Nous sommes surtout dans la filiation des lois d’exception, souvent adoptées pour contenir des menaces terroristes (c’était le cas de celles dites « scélérates » en 1894 contre l’activisme anarchiste). À chaque fois, bien davantage que de s’en prendre à la véritable menace dénoncée, il s’agissait surtout de régler ou réprimer des formes de contestations politiques ou sociales plus vastes. De la sorte, à l’occasion de l’instauration de l’État d’urgence, après la vague d’attentats islamistes, des interdictions administratives de manifester basées sur les arrêtés de séjour (élaborée en 1955 dans une France en pleine guerre coloniale) furent décrétées massivement. Finalement, il fut surtout question de contenir les écolos lors de la Cop 21, et les « autonomes » et autres black blocs lors des manifs contre la loi travail.
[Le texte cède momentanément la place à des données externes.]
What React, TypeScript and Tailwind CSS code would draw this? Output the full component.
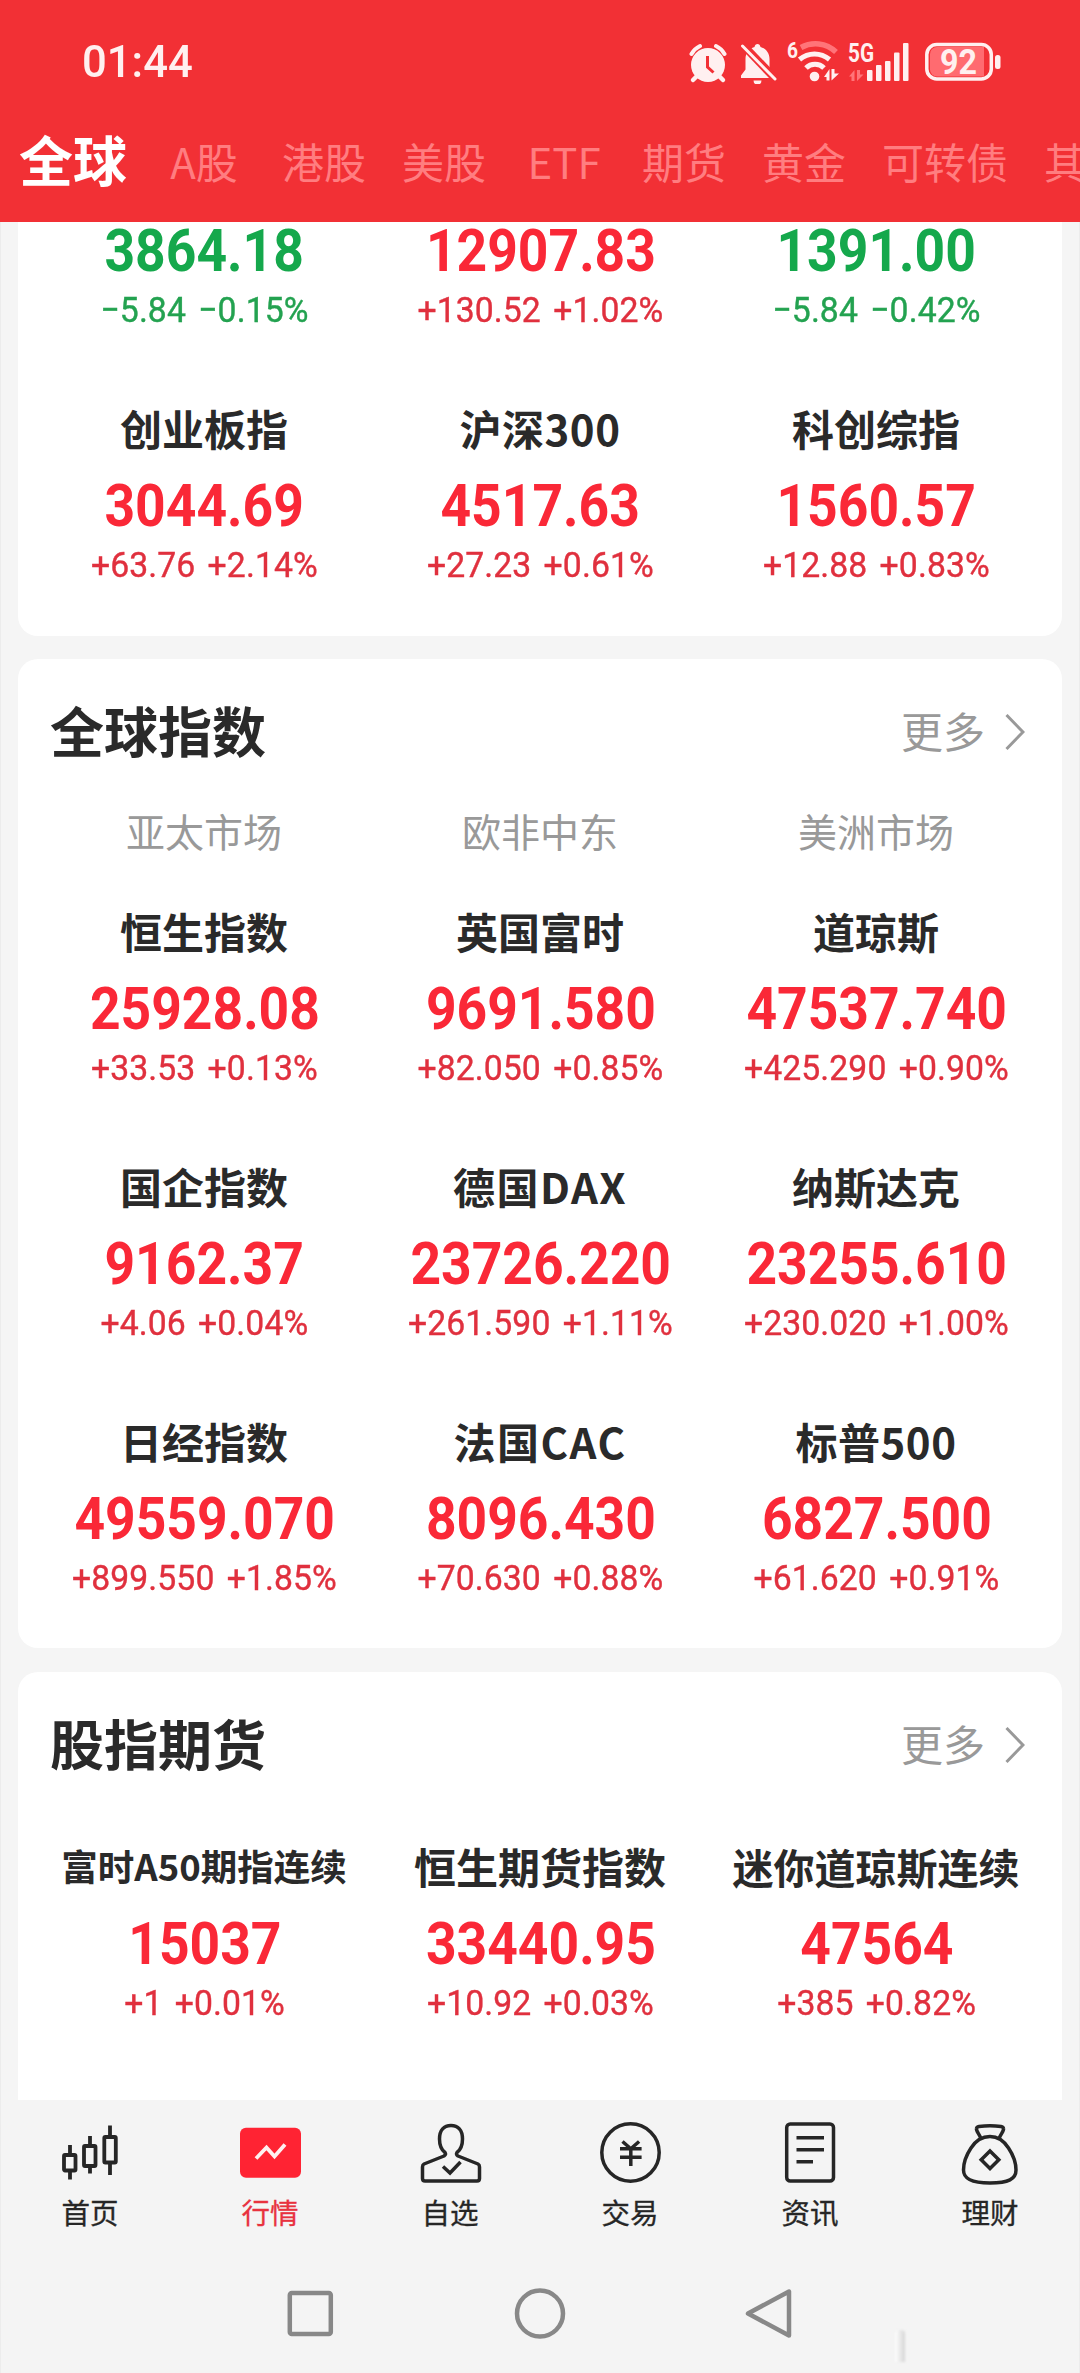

Une opportunité politique ?
Alors, peut-on espérer qu’à l’occasion justement du vote en cours, une loi qui pour le coup touche à l’une des plus fondamentales libertés publiques, celle de manifester (mais qui contrairement au droit de grève n’est pas inscrite dans la Constitution), les esprits se réveillent ? Paula Forteza, députée LREM, n’expliquait-elle pas que « si on donne à l’administration la possibilité de faire ce type d’interdictions, on perd la séparation des pouvoirs » ? Les forces politiques et sociales de ce pays, qui sont restées si silencieuses sur le sort des tribunes populaires, vont-elles non seulement conjurer le péril en la demeure républicaine, mais en arracher la racine ? Bref remettre les supporters au niveau de tous les citoyens au lieu de voir tous les citoyens traités comme les abonnés des virages ? Malheureusement, pour le moment, on entend surtout des grandes explications bancales refusant de comparer ultras et manifestants, comme si les droits fondamentaux perdaient de leur substance dès lors qu’on ne gueule pas au bon endroit.